Sneaking past security
The tunnel, also known as the Channel Tunnel, is the second-longest undersea tunnel in the world after Japan's Seikan Tunnel and carries high-speed passenger railway services, vehicle transport and international freight trains.
Most migrants who get to Britain find some way to ride either a freight train or a Eurostar passenger train.
Though these facilities are fenced, airtight security is deemed impossible as refugees even jump from bridges on to moving trains.
In several incidents people are injured while attempting the crossing. Others tamper with railway equipment, causing delays and damage that require repairs.
Eurotunnel says it has lost up to £5 million a month because of the problem.
By 1997, the problem had already attracted international press attention and the French Red Cross opened a refugee centre at Sangatte.

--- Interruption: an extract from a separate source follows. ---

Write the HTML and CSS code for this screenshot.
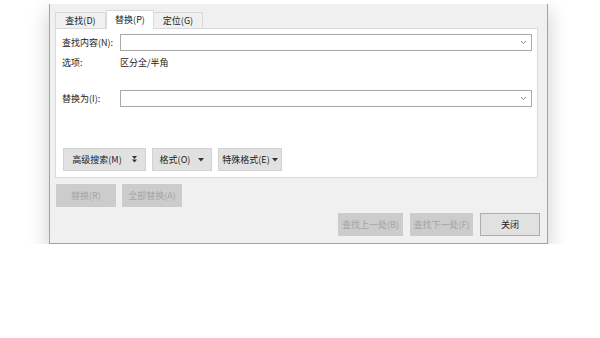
FILE: index.html
```html
<!DOCTYPE html>
<html lang="zh-CN">
<head>
    <meta charset="UTF-8">
    <title>查找和替换</title>
    <link rel="stylesheet" href="styles.css">
</head>
<body>
    <!-- 查找和替换对话框 -->
    <div class="dialog">
        <div class="titlebar"></div>

        <div class="tabs">
            <div class="tab">查找(D)</div>
            <div class="tab active">替换(P)</div>
            <div class="tab">定位(G)</div>
        </div>

        <div class="panel">
            <div class="row">
                <span class="label">查找内容(N):</span>
                <div class="combo">
                    <svg class="chev" width="7" height="5" viewBox="0 0 7 5"><path d="M1 1l2.5 2.5L6 1" fill="none" stroke="#8a8a8a" stroke-width="1"/></svg>
                </div>
            </div>
            <div class="row options">
                <span class="label">选项:</span>
                <span>区分全/半角</span>
            </div>
            <div class="row replace">
                <span class="label">替换为(I):</span>
                <div class="combo">
                    <svg class="chev" width="7" height="5" viewBox="0 0 7 5"><path d="M1 1l2.5 2.5L6 1" fill="none" stroke="#8a8a8a" stroke-width="1"/></svg>
                </div>
            </div>

            <div class="tools">
                <button class="btn wide">高级搜索(M)
                    <svg width="5" height="7" viewBox="0 0 5 7"><path d="M0 0h5L2.5 3z M0 3.5h5L2.5 6.5z" fill="#333"/></svg>
                </button>
                <button class="btn">格式(O)
                    <svg width="6" height="4" viewBox="0 0 6 4"><path d="M0 0h6L3 3.5z" fill="#333"/></svg>
                </button>
                <button class="btn tight">特殊格式(E)
                    <svg width="6" height="4" viewBox="0 0 6 4"><path d="M0 0h6L3 3.5z" fill="#333"/></svg>
                </button>
            </div>
        </div>

        <div class="actions">
            <button class="btn off">替换(R)</button>
            <button class="btn off">全部替换(A)</button>
        </div>

        <div class="footer">
            <button class="btn off w65">查找上一处(B)</button>
            <button class="btn off w63">查找下一处(F)</button>
            <button class="btn close">关闭</button>
        </div>
    </div>
</body>
</html>
```

FILE: styles.css
```css
body {
    margin: 0;
    background-color: #fff;
    font-family: "Noto Sans CJK SC", "Liberation Sans", sans-serif;
    font-size: 9px;
    color: #222;
}

.dialog {
    margin-left: 49px;
    width: 499px;
    box-sizing: border-box;
    background-color: #f0f0f0;
    border: 1px solid #a3a3a3;
    border-top: none;
    box-shadow: 0 10px 20px rgba(0, 0, 0, 0.2);
    padding-bottom: 7px;
}

.titlebar {
    height: 4px;
    background-color: #fff;
    margin: 0 -1px;
}

.tabs {
    display: flex;
    align-items: flex-end;
    height: 24px;
    padding-left: 5px;
}

.tab {
    height: 16px;
    line-height: 16px;
    box-sizing: border-box;
    border: 1px solid #dadada;
    border-bottom: none;
    background-color: #f0f0f0;
    text-align: center;
    width: 51px;
}

.tab + .tab {
    border-left: none;
}

.tab.active {
    width: 48px;
    height: 19px;
    margin-bottom: -1px;
    line-height: 17px;
    background-color: #fff;
    border-left: 1px solid #dadada;
    position: relative;
}

.tab.active + .tab {
    width: 49px;
}

.panel {
    margin-left: 5px;
    width: 483px;
    height: 150px;
    box-sizing: border-box;
    background-color: #fff;
    border: 1px solid #dadada;
    padding: 5px 5px 6px 6px;
    display: flex;
    flex-direction: column;
}

.row {
    display: flex;
    align-items: center;
    height: 17px;
}

.label {
    width: 58px;
    flex-shrink: 0;
}

.combo {
    width: 413px;
    height: 17px;
    box-sizing: border-box;
    border: 1px solid #a9a9a9;
    display: flex;
    align-items: center;
    justify-content: flex-end;
    padding-right: 4px;
}

.options {
    margin-top: 3px;
    height: 17px;
}

.replace {
    margin-top: 19px;
}

.tools {
    display: flex;
    gap: 6px;
    margin-top: auto;
    padding-left: 1px;
}

.btn {
    height: 23px;
    box-sizing: border-box;
    background-color: #e1e1e1;
    border: 1px solid #d2d2d2;
    font-family: inherit;
    font-size: 9px;
    color: #222;
    padding: 0;
    display: flex;
    align-items: center;
    justify-content: center;
    gap: 8px;
}

.tools .btn {
    width: 60px;
}

.tools .btn.wide {
    width: 83px;
    gap: 10px;
}

.tools .btn.tight {
    width: 64px;
    gap: 2px;
}

.actions {
    display: flex;
    gap: 6px;
    padding: 6px 0 0 6px;
}

.btn.off {
    width: 60px;
    background-color: #cccccc;
    border-color: #cccccc;
    color: #a4a4a4;
}

.footer {
    display: flex;
    justify-content: flex-end;
    gap: 7px;
    padding: 6px 7px 0 0;
}

.btn.w65 {
    width: 65px;
}

.btn.w63 {
    width: 63px;
}

.btn.close {
    width: 60px;
    border-color: #adadad;
}
```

The camp was opened in September 1999 after a few hundred illegal immigrants trying to make the crossing were found sleeping without food or shelter in fields or beside roads.
The camp was opened in a Eurotunnel warehouse that had housed construction materials and supplies during the building of the tunnel.
It attracted thousands of immigrants from all over the world.
The camp became something of a magnet for illegal migrants, a place to get a bed, three meals a day and the latest information on the best routes across the Channel.
By 2002, it housed up to 1,500 persons at a time, most of them trying to get to the United Kingdom. Illegal immigrants from countries such as Iraq, Afghanistan, Sudan streamed out of the camp every night towards the tunnel.
Local police said migrants were responsible for many “urban disturbances'' and that they were facing difficulties in coping with the growing menace.
Politicians have lobbied for the seemingly notorious centre at Sangatte to be closed because it acted as a kind of departure lounge for illegal immigration into England.
In 2002, it was shut down by the French government. And the security around the tunnel was beefed up.
A double fence was built at a cost of £5 million. Eurotunnel, which has put about 23 kilometres of razor wire around its 1,250-acre compound, began carrying out carbon dioxide checks on all lorries. Other measures included CCTV cameras and increased 24-hour police patrols.
Complex problem
These measures did reduce the number of refugees reaching Britain but it hasn't solved the problem.
Despite the strict security and closing down of the Sangatte camp in 2002, many immigrants today try to get through the tunnel almost every day, undeterred by the dangers.
“In fact, the closing of Sangatte has only increased the geographic spread of migrants,'' an aid worker in Calais said.
“Earlier they were confined to Sangatte and were easier to control, but now they've spread to all over northern France.''
Sarkozy has pledged that another Sangatte will not be built and has reacted to the refugee problem with increasingly heavy-handed policing.
However, despite the policing, the dangerous game for a good life begins after dark every day for refugees such as Ahmad.
Two months ago, he nearly fell off a fast-moving freight train headed for England.
A sharp pain still wrenches his leg every time he tries to sprint.
But he says his cousin, also from Helmand, managed to sneak into England three months ago, clinging to the axle connecting the rear wheels of a truck.
“Inshallah, I will also manage to go there some day,'' he says.
A local NGO feeds Ahmad and other migrants twice a day, bathes him once a week and regularly counsels him but he hasn't changed his mind about trying to cross over to England.
He lives a precarious existence, a wretched life in a jungle on the fringes of Calais.
A cloying odour of decay emanates from the trash-strewn surroundings.
Every time he hears footsteps through the jungle's thorny bushes, Ahmad is forced to flee his hut.
His life is in limbo but despite the risks, he says, he will not return.
Back home in Afghanistan, he says, there is only unremitting gloom that he cannot return to. “There are no opportunities there,'' he says. “Only war.''
Anuj Chopra is an independent writer based in India.